### To be done
Scan the lines below for the string "page" and copy every one that has it.

====================

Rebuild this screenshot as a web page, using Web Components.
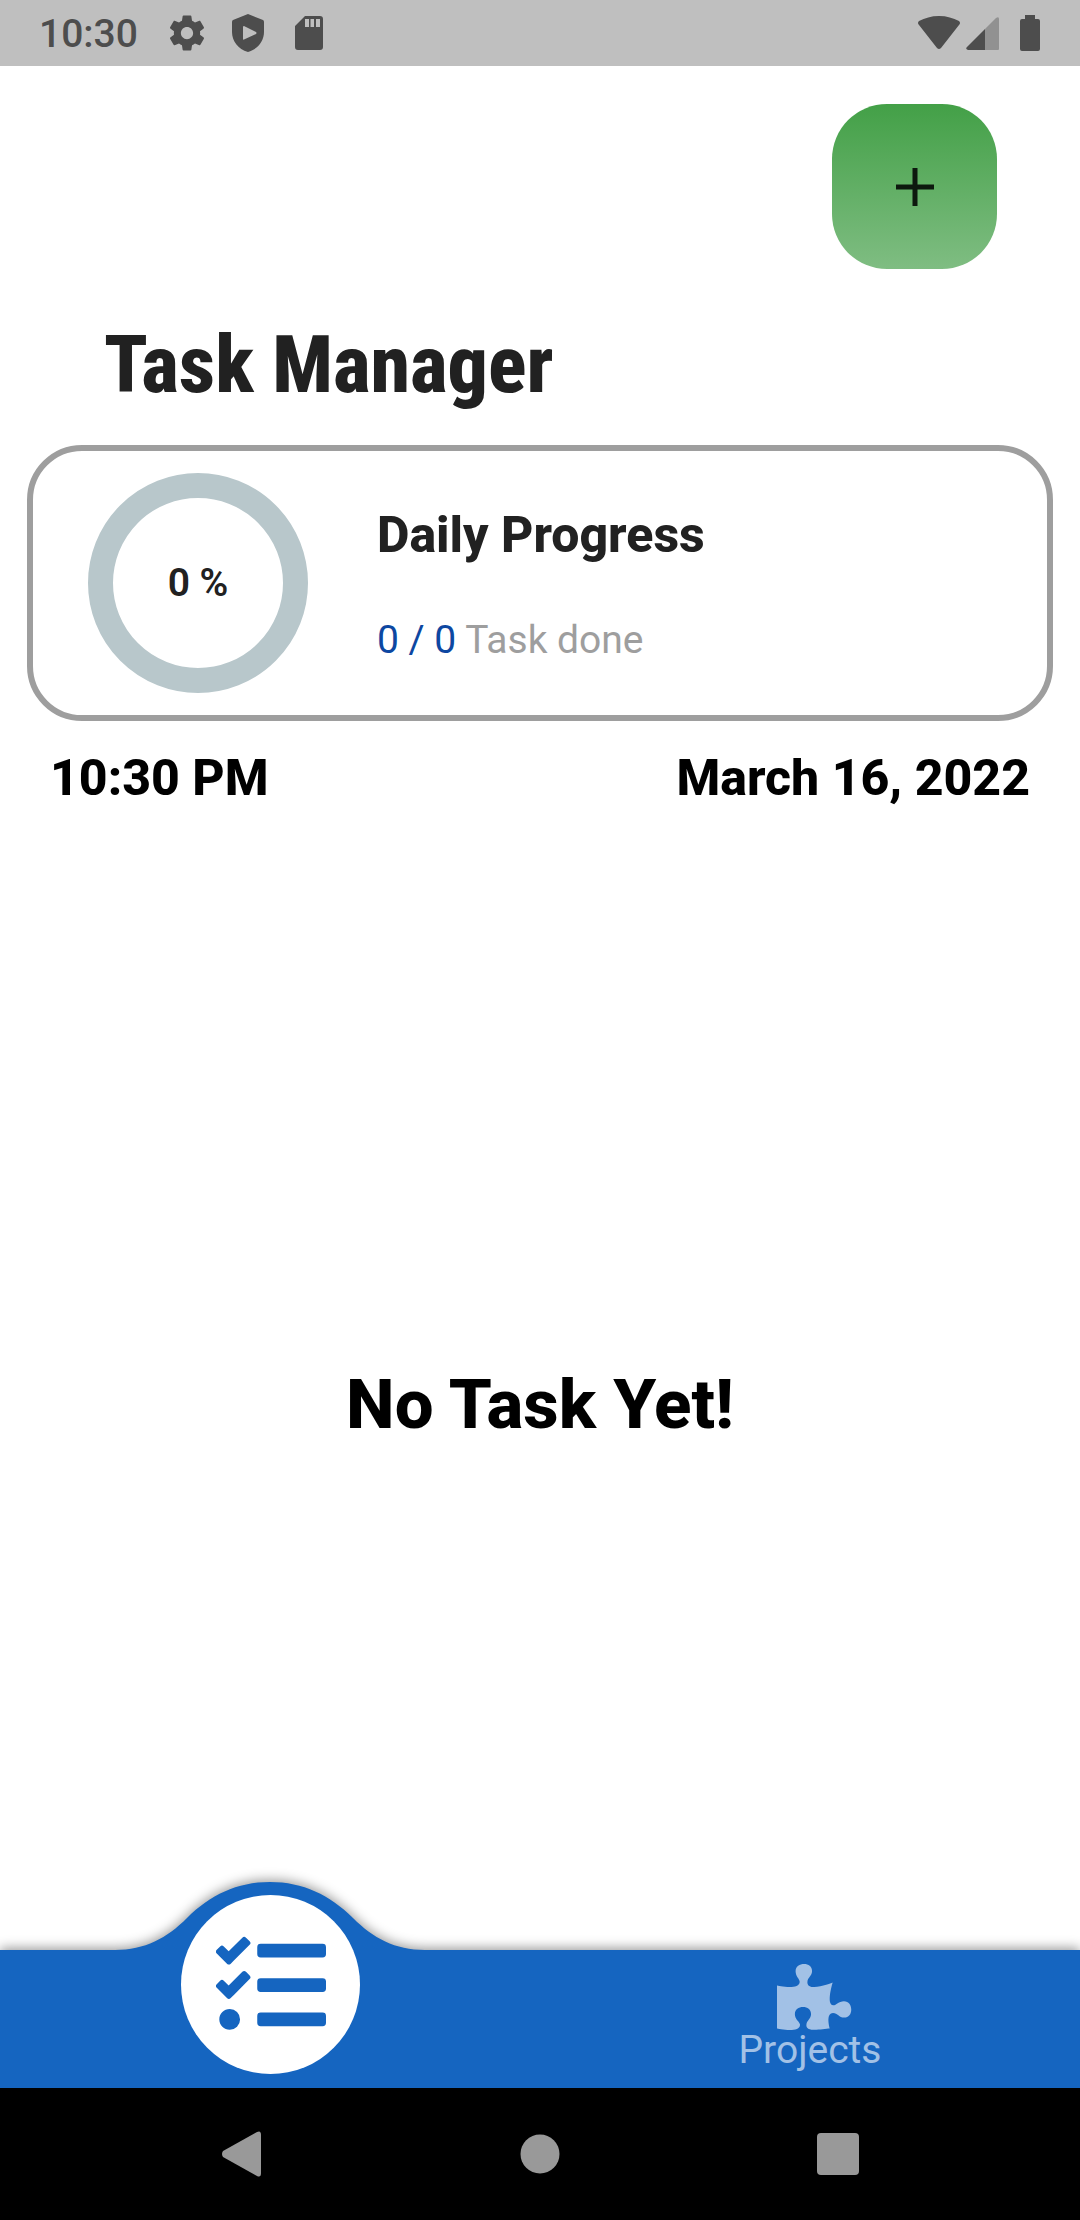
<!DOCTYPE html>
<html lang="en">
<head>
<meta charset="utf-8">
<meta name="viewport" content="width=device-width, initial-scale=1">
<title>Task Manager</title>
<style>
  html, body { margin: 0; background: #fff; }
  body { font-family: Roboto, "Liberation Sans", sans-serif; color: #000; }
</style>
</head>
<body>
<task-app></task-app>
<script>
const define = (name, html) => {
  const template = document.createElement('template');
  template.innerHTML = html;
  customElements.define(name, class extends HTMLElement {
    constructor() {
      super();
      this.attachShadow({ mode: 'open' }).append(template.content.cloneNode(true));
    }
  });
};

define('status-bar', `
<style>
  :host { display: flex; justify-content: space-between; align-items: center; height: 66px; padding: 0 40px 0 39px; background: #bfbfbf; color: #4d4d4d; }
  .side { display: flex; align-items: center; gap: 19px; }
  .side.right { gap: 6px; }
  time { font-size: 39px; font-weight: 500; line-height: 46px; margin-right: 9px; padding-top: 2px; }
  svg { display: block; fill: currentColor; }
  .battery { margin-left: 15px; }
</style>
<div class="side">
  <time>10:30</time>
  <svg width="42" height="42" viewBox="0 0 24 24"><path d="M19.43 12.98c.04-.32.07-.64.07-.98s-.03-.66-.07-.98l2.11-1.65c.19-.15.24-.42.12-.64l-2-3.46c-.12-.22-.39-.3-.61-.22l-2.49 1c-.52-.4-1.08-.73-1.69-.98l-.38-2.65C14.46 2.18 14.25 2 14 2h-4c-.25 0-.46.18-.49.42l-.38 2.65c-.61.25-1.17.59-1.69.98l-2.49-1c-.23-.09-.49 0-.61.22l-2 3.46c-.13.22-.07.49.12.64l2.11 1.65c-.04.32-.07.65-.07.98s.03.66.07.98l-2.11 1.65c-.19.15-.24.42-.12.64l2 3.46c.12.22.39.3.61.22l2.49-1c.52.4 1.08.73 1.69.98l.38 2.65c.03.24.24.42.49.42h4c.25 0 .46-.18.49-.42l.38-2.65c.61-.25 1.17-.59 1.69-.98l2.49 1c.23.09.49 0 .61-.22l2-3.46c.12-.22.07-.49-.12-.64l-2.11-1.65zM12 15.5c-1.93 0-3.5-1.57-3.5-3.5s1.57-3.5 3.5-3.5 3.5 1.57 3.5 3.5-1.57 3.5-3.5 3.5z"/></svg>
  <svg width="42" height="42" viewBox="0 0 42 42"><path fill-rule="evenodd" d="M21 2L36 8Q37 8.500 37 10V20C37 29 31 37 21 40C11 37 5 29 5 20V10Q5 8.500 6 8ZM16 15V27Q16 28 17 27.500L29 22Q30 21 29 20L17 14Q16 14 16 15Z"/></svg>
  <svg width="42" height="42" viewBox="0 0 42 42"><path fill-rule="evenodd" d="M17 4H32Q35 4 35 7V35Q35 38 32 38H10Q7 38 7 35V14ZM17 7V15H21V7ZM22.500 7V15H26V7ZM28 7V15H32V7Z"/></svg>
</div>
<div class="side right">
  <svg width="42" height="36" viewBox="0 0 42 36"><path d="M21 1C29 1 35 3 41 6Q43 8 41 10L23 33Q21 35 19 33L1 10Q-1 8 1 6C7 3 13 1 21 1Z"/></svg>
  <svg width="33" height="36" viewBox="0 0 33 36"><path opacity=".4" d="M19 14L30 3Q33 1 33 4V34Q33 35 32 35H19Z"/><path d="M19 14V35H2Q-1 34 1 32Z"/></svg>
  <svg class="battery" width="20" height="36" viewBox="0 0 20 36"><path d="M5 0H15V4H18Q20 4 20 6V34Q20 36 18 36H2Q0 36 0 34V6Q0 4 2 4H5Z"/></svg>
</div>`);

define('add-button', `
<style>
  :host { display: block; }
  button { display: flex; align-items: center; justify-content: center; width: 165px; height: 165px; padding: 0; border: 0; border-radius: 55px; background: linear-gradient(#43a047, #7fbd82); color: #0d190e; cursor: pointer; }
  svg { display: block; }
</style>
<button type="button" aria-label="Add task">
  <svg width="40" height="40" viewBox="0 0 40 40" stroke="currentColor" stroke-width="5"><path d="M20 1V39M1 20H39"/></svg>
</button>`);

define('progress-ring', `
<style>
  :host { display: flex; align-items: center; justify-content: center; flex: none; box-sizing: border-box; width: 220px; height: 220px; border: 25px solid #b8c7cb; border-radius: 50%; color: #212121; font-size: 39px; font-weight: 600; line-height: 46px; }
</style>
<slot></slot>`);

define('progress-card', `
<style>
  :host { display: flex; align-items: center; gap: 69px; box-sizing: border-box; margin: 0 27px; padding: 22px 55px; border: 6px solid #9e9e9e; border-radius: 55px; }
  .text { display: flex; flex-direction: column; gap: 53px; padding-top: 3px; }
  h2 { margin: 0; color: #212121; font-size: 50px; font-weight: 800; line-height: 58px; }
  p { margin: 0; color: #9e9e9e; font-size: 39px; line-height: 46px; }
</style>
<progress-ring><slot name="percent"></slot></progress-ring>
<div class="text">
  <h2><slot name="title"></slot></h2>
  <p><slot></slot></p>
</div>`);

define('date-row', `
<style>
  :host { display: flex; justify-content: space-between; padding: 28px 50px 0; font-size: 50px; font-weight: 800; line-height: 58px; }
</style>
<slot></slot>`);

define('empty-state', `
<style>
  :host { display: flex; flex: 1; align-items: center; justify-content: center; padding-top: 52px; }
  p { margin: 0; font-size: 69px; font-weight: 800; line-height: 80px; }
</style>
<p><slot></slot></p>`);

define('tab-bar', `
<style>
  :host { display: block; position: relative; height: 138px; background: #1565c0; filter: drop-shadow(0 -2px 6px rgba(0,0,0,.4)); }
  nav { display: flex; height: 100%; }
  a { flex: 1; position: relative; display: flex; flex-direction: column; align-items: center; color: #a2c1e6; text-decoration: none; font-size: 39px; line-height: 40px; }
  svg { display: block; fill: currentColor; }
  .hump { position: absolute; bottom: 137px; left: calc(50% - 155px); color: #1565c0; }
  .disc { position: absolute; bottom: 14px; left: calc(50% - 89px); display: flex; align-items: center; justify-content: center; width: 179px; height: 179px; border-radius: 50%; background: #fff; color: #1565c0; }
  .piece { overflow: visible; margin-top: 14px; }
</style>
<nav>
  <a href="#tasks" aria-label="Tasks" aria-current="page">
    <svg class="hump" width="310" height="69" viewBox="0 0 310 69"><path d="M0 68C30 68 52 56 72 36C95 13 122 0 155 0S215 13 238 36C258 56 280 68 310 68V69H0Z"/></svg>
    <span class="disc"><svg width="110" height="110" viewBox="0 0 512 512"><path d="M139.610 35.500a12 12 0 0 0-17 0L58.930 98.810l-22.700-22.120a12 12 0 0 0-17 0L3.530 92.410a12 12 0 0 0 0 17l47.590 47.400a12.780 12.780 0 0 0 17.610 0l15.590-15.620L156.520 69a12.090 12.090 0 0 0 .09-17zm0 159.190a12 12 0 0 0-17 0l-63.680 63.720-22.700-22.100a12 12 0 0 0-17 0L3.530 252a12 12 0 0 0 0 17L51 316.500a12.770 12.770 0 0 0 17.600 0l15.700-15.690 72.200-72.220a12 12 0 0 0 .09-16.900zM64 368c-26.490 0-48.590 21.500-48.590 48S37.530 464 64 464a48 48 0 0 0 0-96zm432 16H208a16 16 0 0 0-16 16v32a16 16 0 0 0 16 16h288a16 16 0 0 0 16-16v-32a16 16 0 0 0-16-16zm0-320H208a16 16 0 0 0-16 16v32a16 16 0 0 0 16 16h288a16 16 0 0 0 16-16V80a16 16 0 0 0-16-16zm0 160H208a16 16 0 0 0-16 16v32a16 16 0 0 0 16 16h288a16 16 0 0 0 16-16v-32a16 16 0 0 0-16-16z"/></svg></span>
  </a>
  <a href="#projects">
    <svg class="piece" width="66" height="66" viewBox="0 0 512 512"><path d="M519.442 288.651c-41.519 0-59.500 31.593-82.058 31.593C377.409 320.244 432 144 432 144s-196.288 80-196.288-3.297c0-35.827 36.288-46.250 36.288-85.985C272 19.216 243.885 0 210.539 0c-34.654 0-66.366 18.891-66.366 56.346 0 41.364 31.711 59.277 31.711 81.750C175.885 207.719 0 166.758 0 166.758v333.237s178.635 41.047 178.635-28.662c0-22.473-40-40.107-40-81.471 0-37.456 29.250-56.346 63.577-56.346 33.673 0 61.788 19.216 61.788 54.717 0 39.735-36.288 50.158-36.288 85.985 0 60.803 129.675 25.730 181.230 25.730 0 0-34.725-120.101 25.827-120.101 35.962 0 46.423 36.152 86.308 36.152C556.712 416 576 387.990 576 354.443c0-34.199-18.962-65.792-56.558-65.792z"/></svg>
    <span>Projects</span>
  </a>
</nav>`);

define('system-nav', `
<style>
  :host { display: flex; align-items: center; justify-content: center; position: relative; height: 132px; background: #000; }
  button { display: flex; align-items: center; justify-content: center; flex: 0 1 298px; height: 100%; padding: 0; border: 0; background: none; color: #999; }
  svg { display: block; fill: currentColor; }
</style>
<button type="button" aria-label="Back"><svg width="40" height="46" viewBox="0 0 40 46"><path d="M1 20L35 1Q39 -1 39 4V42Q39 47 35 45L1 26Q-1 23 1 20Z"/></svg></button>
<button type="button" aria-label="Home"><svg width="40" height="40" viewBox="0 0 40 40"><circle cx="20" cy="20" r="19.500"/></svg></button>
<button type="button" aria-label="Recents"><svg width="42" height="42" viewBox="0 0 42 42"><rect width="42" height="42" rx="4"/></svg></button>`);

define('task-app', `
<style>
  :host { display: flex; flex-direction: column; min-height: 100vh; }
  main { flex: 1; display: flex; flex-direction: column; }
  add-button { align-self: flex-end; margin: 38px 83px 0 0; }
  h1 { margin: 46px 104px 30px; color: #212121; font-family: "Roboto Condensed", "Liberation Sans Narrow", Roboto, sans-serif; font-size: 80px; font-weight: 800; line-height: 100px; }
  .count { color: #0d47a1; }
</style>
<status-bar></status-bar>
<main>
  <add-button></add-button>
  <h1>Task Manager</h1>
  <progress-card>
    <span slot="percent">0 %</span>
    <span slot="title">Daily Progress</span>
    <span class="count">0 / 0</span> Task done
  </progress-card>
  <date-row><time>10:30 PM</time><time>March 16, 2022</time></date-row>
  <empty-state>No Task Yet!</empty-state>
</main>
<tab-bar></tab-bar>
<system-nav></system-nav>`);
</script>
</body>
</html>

====================

### Answer to the task
Rebuild this screenshot as a web page, using Web Components.
  <a href="#tasks" aria-label="Tasks" aria-current="page">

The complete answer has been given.